(Data extracted from a collection)

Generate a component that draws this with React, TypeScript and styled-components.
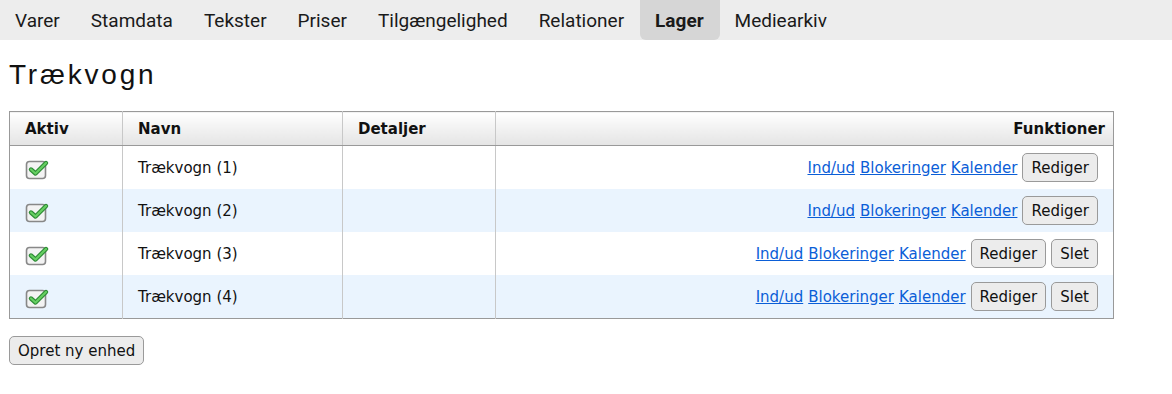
import React from "react";
import styled, { createGlobalStyle } from "styled-components";

const GlobalStyle = createGlobalStyle`
  body {
    margin: 0;
    background: #fff;
    font-family: "DejaVu Sans", Verdana, sans-serif;
  }
`;

const TabBar = styled.div`
  display: flex;
  height: 40px;
  background: #ededed;
  font-family: Roboto, "Liberation Sans", sans-serif;
`;

const Tab = styled.div<{ $active?: boolean }>`
  display: flex;
  align-items: center;
  padding: 0 16px 0 15px;
  font-size: 19px;
  color: #1a1a1a;
  font-weight: ${(p) => (p.$active ? 700 : 400)};
  background: ${(p) => (p.$active ? "#d6d6d6" : "transparent")};
  border-radius: 0 0 6px 6px;
`;

const Content = styled.div`
  padding: 0 9px;
`;

const Title = styled.h1`
  margin: 19px 0 0;
  font-family: "Liberation Sans", Arial, sans-serif;
  font-weight: 400;
  font-size: 28px;
  letter-spacing: 2.8px;
  color: #111;
  line-height: 32px;
`;

const Table = styled.table`
  margin-top: 20px;
  width: 1105px;
  table-layout: fixed;
  border-collapse: collapse;
  border: 1px solid #999;
  font-size: 15px;
  color: #111;
`;

const Col = styled.col<{ $w?: number }>`
  width: ${(p) => (p.$w ? `${p.$w}px` : "auto")};
`;

const Th = styled.th<{ $right?: boolean }>`
  height: 33px;
  padding: 0 8px 0 15px;
  text-align: ${(p) => (p.$right ? "right" : "left")};
  background: linear-gradient(#ffffff, #e4e4e4);
  border-left: 1px solid #c8c8c8;
  border-bottom: 1px solid #999;
  font-weight: 700;
  &:first-child {
    border-left: none;
  }
`;

const Tr = styled.tr<{ $alt?: boolean }>`
  background: ${(p) => (p.$alt ? "#eaf4fe" : "#fff")};
`;

const Td = styled.td<{ $right?: boolean }>`
  height: 43px;
  padding: 0 15px;
  text-align: ${(p) => (p.$right ? "right" : "left")};
  border-left: 1px solid #c8c8c8;
  &:first-child {
    border-left: none;
  }
`;

const Actions = styled.div`
  display: flex;
  justify-content: flex-end;
  align-items: center;
  gap: 5px;
`;

const LinkText = styled.a`
  color: #0b5ed7;
  text-decoration: underline;
  cursor: pointer;
`;

const Button = styled.button`
  font-family: "DejaVu Sans", Verdana, sans-serif;
  font-size: 15px;
  color: #111;
  height: 29px;
  padding: 0 8px;
  background: #ececec;
  border: 1px solid #9a9a9a;
  border-radius: 5px;
`;

const FooterButton = styled(Button)`
  margin-top: 17px;
`;

const CheckIcon = () => (
  <svg width="28" height="22" viewBox="0 0 28 22" style={{ display: "block", marginTop: 4 }}>
    <rect x="1.5" y="2.5" width="19" height="17" rx="3" fill="#f3f3f3" stroke="#888" strokeWidth="1.6" />
    <path d="M6 10.5 L10.5 14.5 L21 4" fill="none" stroke="#2c8a34" strokeWidth="4.4" strokeLinecap="round" strokeLinejoin="round" />
    <path d="M6 10.5 L10.5 14.5 L21 4" fill="none" stroke="#66cf62" strokeWidth="2.2" strokeLinecap="round" strokeLinejoin="round" />
  </svg>
);

const tabs = ["Varer", "Stamdata", "Tekster", "Priser", "Tilgængelighed", "Relationer", "Lager", "Mediearkiv"];

const rows = [
  { name: "Trækvogn (1)", del: false },
  { name: "Trækvogn (2)", del: false },
  { name: "Trækvogn (3)", del: true },
  { name: "Trækvogn (4)", del: true },
];

export default function App() {
  return (
    <>
      <GlobalStyle />
      <TabBar>
        {tabs.map((t) => (
          <Tab key={t} $active={t === "Lager"}>
            {t}
          </Tab>
        ))}
      </TabBar>
      <Content>
        <Title>Trækvogn</Title>
        <Table>
          <colgroup>
            <Col $w={113} />
            <Col $w={220} />
            <Col $w={153} />
            <Col />
          </colgroup>
          <thead>
            <tr>
              <Th>Aktiv</Th>
              <Th>Navn</Th>
              <Th>Detaljer</Th>
              <Th $right>Funktioner</Th>
            </tr>
          </thead>
          <tbody>
            {rows.map((r, i) => (
              <Tr key={r.name} $alt={i % 2 === 1}>
                <Td>
                  <CheckIcon />
                </Td>
                <Td>{r.name}</Td>
                <Td />
                <Td $right>
                  <Actions>
                    <LinkText>Ind/ud</LinkText>
                    <LinkText>Blokeringer</LinkText>
                    <LinkText>Kalender</LinkText>
                    <Button>Rediger</Button>
                    {r.del && <Button>Slet</Button>}
                  </Actions>
                </Td>
              </Tr>
            ))}
          </tbody>
        </Table>
        <FooterButton>Opret ny enhed</FooterButton>
      </Content>
    </>
  );
}
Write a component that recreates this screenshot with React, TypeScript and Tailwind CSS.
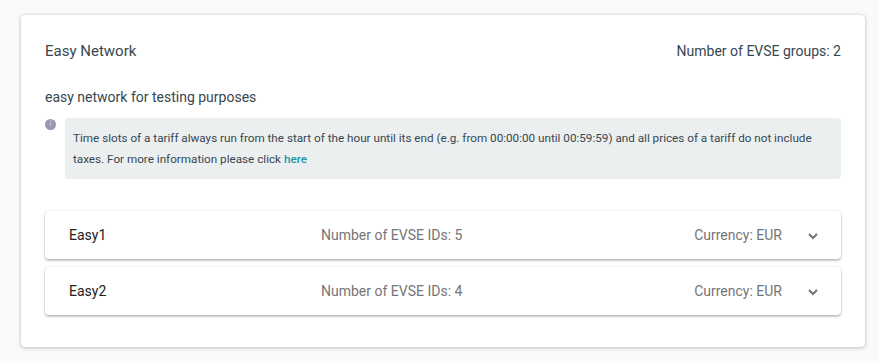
import React from "react";

function Chevron() {
  return (
    <svg width="12" height="8" viewBox="0 0 12 8" className="shrink-0">
      <path d="M2 2 L6 6 L10 2" fill="none" stroke="#757575" strokeWidth="2" />
    </svg>
  );
}

function Row({ name, ids }: { name: string; ids: number }) {
  return (
    <div className="flex h-[48px] items-center rounded-[4px] bg-white pl-[24px] pr-[22px] shadow-[0_1px_3px_rgba(0,0,0,0.2),0_2px_2px_rgba(0,0,0,0.12),0_0_2px_rgba(0,0,0,0.08)]">
      <div className="w-[252px] text-[14px] text-[#212121]">{name}</div>
      <div className="flex-1 text-[14px] text-[#757575]">Number of EVSE IDs: {ids}</div>
      <div className="text-[14px] text-[#757575]">Currency: EUR</div>
      <div className="ml-[25px] mt-[2px]">
        <Chevron />
      </div>
    </div>
  );
}

export default function App() {
  return (
    <div
      className="min-h-[361px] bg-[#fafafa] pl-[21px] pr-[14px] pt-[15px] pb-[14px]"
      style={{ fontFamily: "Roboto, 'Liberation Sans', sans-serif" }}
    >
      <div className="rounded-[4px] bg-white px-[24px] pt-[26px] pb-[32px] shadow-[0_1px_4px_rgba(0,0,0,0.22),0_0_2px_rgba(0,0,0,0.1)]">
        <div className="flex h-[20px] items-center justify-between text-[#37474f]">
          <span className="text-[15px]">Easy Network</span>
          <span className="text-[14px]">Number of EVSE groups: 2</span>
        </div>
        <div className="mt-[26px] h-[20px] text-[14px] leading-[20px] text-[#37474f]">
          easy network for testing purposes
        </div>
        <div className="mt-[11px] flex items-start gap-[9px]">
          <div className="mt-[1px] flex h-[11px] w-[11px] shrink-0 items-center justify-center rounded-full bg-[#9797b0]">
            <span className="text-[7px] font-bold leading-none text-[#c8c8d8]">i</span>
          </div>
          <p className="flex-1 rounded-[4px] bg-[#eceff0] px-[8px] py-[10px] text-[11.7px] leading-[20.5px] text-[#37474f]">
            Time slots of a tariff always run from the start of the hour until its end (e.g. from 00:00:00 until 00:59:59) and all prices of a tariff do not include taxes. For more information please click <a className="font-medium text-[#1d97a6]">here</a>
          </p>
        </div>
        <div className="mt-[32px] flex flex-col gap-[8px]">
          <Row name="Easy1" ids={5} />
          <Row name="Easy2" ids={4} />
        </div>
      </div>
    </div>
  );
}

- TASK INSTRUCTIONS
Every entry above needs to be retyped exactly; drop the pictures.

- RESULT BELOW
Generate a component that draws this with React, TypeScript and styled-components.
import React from "react";
import styled, { createGlobalStyle } from "styled-components";

const GlobalStyle = createGlobalStyle`
  body {
    margin: 0;
    background: #fff;
    font-family: "DejaVu Sans", Verdana, sans-serif;
  }
`;

const TabBar = styled.div`
  display: flex;
  height: 40px;
  background: #ededed;
  font-family: Roboto, "Liberation Sans", sans-serif;
`;

const Tab = styled.div<{ $active?: boolean }>`
  display: flex;
  align-items: center;
  padding: 0 16px 0 15px;
  font-size: 19px;
  color: #1a1a1a;
  font-weight: ${(p) => (p.$active ? 700 : 400)};
  background: ${(p) => (p.$active ? "#d6d6d6" : "transparent")};
  border-radius: 0 0 6px 6px;
`;

const Content = styled.div`
  padding: 0 9px;
`;

const Title = styled.h1`
  margin: 19px 0 0;
  font-family: "Liberation Sans", Arial, sans-serif;
  font-weight: 400;
  font-size: 28px;
  letter-spacing: 2.8px;
  color: #111;
  line-height: 32px;
`;

const Table = styled.table`
  margin-top: 20px;
  width: 1105px;
  table-layout: fixed;
  border-collapse: collapse;
  border: 1px solid #999;
  font-size: 15px;
  color: #111;
`;

const Col = styled.col<{ $w?: number }>`
  width: ${(p) => (p.$w ? `${p.$w}px` : "auto")};
`;

const Th = styled.th<{ $right?: boolean }>`
  height: 33px;
  padding: 0 8px 0 15px;
  text-align: ${(p) => (p.$right ? "right" : "left")};
  background: linear-gradient(#ffffff, #e4e4e4);
  border-left: 1px solid #c8c8c8;
  border-bottom: 1px solid #999;
  font-weight: 700;
  &:first-child {
    border-left: none;
  }
`;

const Tr = styled.tr<{ $alt?: boolean }>`
  background: ${(p) => (p.$alt ? "#eaf4fe" : "#fff")};
`;

const Td = styled.td<{ $right?: boolean }>`
  height: 43px;
  padding: 0 15px;
  text-align: ${(p) => (p.$right ? "right" : "left")};
  border-left: 1px solid #c8c8c8;
  &:first-child {
    border-left: none;
  }
`;

const Actions = styled.div`
  display: flex;
  justify-content: flex-end;
  align-items: center;
  gap: 5px;
`;

const LinkText = styled.a`
  color: #0b5ed7;
  text-decoration: underline;
  cursor: pointer;
`;

const Button = styled.button`
  font-family: "DejaVu Sans", Verdana, sans-serif;
  font-size: 15px;
  color: #111;
  height: 29px;
  padding: 0 8px;
  background: #ececec;
  border: 1px solid #9a9a9a;
  border-radius: 5px;
`;

const FooterButton = styled(Button)`
  margin-top: 17px;
`;

const CheckIcon = () => (
  <svg width="28" height="22" viewBox="0 0 28 22" style={{ display: "block", marginTop: 4 }}>
    <rect x="1.5" y="2.5" width="19" height="17" rx="3" fill="#f3f3f3" stroke="#888" strokeWidth="1.6" />
    <path d="M6 10.5 L10.5 14.5 L21 4" fill="none" stroke="#2c8a34" strokeWidth="4.4" strokeLinecap="round" strokeLinejoin="round" />
    <path d="M6 10.5 L10.5 14.5 L21 4" fill="none" stroke="#66cf62" strokeWidth="2.2" strokeLinecap="round" strokeLinejoin="round" />
  </svg>
);

const tabs = ["Varer", "Stamdata", "Tekster", "Priser", "Tilgængelighed", "Relationer", "Lager", "Mediearkiv"];

const rows = [
  { name: "Trækvogn (1)", del: false },
  { name: "Trækvogn (2)", del: false },
  { name: "Trækvogn (3)", del: true },
  { name: "Trækvogn (4)", del: true },
];

export default function App() {
  return (
    <>
      <GlobalStyle />
      <TabBar>
        {tabs.map((t) => (
          <Tab key={t} $active={t === "Lager"}>
            {t}
          </Tab>
        ))}
      </TabBar>
      <Content>
        <Title>Trækvogn</Title>
        <Table>
          <colgroup>
            <Col $w={113} />
            <Col $w={220} />
            <Col $w={153} />
            <Col />
          </colgroup>
          <thead>
            <tr>
              <Th>Aktiv</Th>
              <Th>Navn</Th>
              <Th>Detaljer</Th>
              <Th $right>Funktioner</Th>
            </tr>
          </thead>
          <tbody>
            {rows.map((r, i) => (
              <Tr key={r.name} $alt={i % 2 === 1}>
                <Td>
                  <CheckIcon />
                </Td>
                <Td>{r.name}</Td>
                <Td />
                <Td $right>
                  <Actions>
                    <LinkText>Ind/ud</LinkText>
                    <LinkText>Blokeringer</LinkText>
                    <LinkText>Kalender</LinkText>
                    <Button>Rediger</Button>
                    {r.del && <Button>Slet</Button>}
                  </Actions>
                </Td>
              </Tr>
            ))}
          </tbody>
        </Table>
        <FooterButton>Opret ny enhed</FooterButton>
      </Content>
    </>
  );
}
Write a component that recreates this screenshot with React, TypeScript and Tailwind CSS.
import React from "react";

function Chevron() {
  return (
    <svg width="12" height="8" viewBox="0 0 12 8" className="shrink-0">
      <path d="M2 2 L6 6 L10 2" fill="none" stroke="#757575" strokeWidth="2" />
    </svg>
  );
}

function Row({ name, ids }: { name: string; ids: number }) {
  return (
    <div className="flex h-[48px] items-center rounded-[4px] bg-white pl-[24px] pr-[22px] shadow-[0_1px_3px_rgba(0,0,0,0.2),0_2px_2px_rgba(0,0,0,0.12),0_0_2px_rgba(0,0,0,0.08)]">
      <div className="w-[252px] text-[14px] text-[#212121]">{name}</div>
      <div className="flex-1 text-[14px] text-[#757575]">Number of EVSE IDs: {ids}</div>
      <div className="text-[14px] text-[#757575]">Currency: EUR</div>
      <div className="ml-[25px] mt-[2px]">
        <Chevron />
      </div>
    </div>
  );
}

export default function App() {
  return (
    <div
      className="min-h-[361px] bg-[#fafafa] pl-[21px] pr-[14px] pt-[15px] pb-[14px]"
      style={{ fontFamily: "Roboto, 'Liberation Sans', sans-serif" }}
    >
      <div className="rounded-[4px] bg-white px-[24px] pt-[26px] pb-[32px] shadow-[0_1px_4px_rgba(0,0,0,0.22),0_0_2px_rgba(0,0,0,0.1)]">
        <div className="flex h-[20px] items-center justify-between text-[#37474f]">
          <span className="text-[15px]">Easy Network</span>
          <span className="text-[14px]">Number of EVSE groups: 2</span>
        </div>
        <div className="mt-[26px] h-[20px] text-[14px] leading-[20px] text-[#37474f]">
          easy network for testing purposes
        </div>
        <div className="mt-[11px] flex items-start gap-[9px]">
          <div className="mt-[1px] flex h-[11px] w-[11px] shrink-0 items-center justify-center rounded-full bg-[#9797b0]">
            <span className="text-[7px] font-bold leading-none text-[#c8c8d8]">i</span>
          </div>
          <p className="flex-1 rounded-[4px] bg-[#eceff0] px-[8px] py-[10px] text-[11.7px] leading-[20.5px] text-[#37474f]">
            Time slots of a tariff always run from the start of the hour until its end (e.g. from 00:00:00 until 00:59:59) and all prices of a tariff do not include taxes. For more information please click <a className="font-medium text-[#1d97a6]">here</a>
          </p>
        </div>
        <div className="mt-[32px] flex flex-col gap-[8px]">
          <Row name="Easy1" ids={5} />
          <Row name="Easy2" ids={4} />
        </div>
      </div>
    </div>
  );
}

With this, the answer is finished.